Outside of consumer electronics Akihabara is home to test equipment store Keisokuki Land. Here you can find both domestic and foreign surplus test equipment often at very low prices. To date I’ve picked up and repaired 3 500MHz +5GS/s oscilloscopes for on average 200USD. All faulty in some way, but easy repairs.

Sometimes more curious pieces of domestic equipment pop up too. Like the Anritsu communications analyzer shown to the right. It’s a bad sign for Japanese manufacturing perhaps, that these high performance items seem to get sold off very cheaply, with little local demand.

Akihabara has shifted focus over the years, and Japanese manufacturing is no doubt currently in decline. But Akihabara still feels strong and vibrant. There’s a love of technology, for technologies sake here that I’ve seen nowhere else. While the markets of Shenzhen now dwarf Akihabara a thousand fold, Shenzhen is all business. Akihabara is filled with Otaku driven by the desire to hack. One can only wonder what the future will bring.

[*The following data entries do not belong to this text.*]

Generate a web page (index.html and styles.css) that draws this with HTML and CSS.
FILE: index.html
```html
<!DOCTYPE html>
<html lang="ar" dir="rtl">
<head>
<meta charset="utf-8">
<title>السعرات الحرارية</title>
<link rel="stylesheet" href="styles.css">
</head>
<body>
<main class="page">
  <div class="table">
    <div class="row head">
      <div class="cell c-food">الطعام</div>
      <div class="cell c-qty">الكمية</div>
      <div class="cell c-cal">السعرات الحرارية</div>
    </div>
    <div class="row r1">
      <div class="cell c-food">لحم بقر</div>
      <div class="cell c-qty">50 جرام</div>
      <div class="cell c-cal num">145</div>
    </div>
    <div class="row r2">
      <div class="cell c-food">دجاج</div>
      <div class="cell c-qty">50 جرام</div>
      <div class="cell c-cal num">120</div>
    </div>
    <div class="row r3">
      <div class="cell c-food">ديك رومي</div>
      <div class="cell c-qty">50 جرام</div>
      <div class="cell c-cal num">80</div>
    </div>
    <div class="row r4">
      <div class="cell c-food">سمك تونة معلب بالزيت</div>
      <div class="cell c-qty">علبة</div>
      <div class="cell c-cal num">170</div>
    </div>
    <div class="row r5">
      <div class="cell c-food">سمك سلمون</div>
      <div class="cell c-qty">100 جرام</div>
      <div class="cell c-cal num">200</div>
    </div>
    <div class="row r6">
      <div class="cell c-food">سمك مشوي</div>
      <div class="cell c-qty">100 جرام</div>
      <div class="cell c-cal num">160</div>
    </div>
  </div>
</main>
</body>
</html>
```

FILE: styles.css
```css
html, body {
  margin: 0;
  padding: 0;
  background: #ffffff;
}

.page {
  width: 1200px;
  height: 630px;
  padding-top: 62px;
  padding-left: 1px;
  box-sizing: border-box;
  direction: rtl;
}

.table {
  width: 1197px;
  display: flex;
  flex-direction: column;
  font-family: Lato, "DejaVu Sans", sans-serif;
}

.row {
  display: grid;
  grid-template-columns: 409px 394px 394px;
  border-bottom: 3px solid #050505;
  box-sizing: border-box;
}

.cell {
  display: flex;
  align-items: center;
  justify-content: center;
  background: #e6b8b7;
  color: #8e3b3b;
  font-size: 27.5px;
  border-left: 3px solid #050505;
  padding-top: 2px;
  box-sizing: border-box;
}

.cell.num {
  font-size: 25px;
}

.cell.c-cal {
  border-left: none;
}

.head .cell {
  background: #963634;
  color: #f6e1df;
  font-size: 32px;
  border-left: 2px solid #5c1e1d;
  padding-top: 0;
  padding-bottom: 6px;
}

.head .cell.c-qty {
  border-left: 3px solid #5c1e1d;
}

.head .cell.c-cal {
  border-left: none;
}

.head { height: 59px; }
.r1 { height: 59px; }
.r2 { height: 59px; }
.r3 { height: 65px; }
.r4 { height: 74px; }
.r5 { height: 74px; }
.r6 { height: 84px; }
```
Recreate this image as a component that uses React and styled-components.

41 thoughts on “The Junk Bins Of Akihabara

    1. Our swedish ham radio club sk7hw.org has an annual auction around april-may with loads of cool stuff almost embarassingly cheap. Last year I picked up a few sennheiser wireless mics with receiver for only 10 euros each, that cost a few hundred in stores.

  1. i went to akihabara almost every weekend when i was stationed in tokyo area a few years ago, and loved walking through all the vendors and checking the junk bins. Still have a $4000 toughbook that i bought for about $180. Would love to go back.

  2. After my first pilgrimage to Akihabara 25 years ago, I thought I would never see anything comparable anywhere again.

    But, I have to say that Huaqiangbei in Shenzhen is even better. It will be interesting to see how it evolves over the next decade and whether it will become a surplus market instead of the factory outlet shop it is now.

    Talk about a kid in a candy shop in both places!

    1. I’m trying to remember what a Laser Disk is. I do remember that some arcade machines used some form of Laser Disc long before we had Audio CD’s or CD ROMs in computers but I don’t think I ever saw one.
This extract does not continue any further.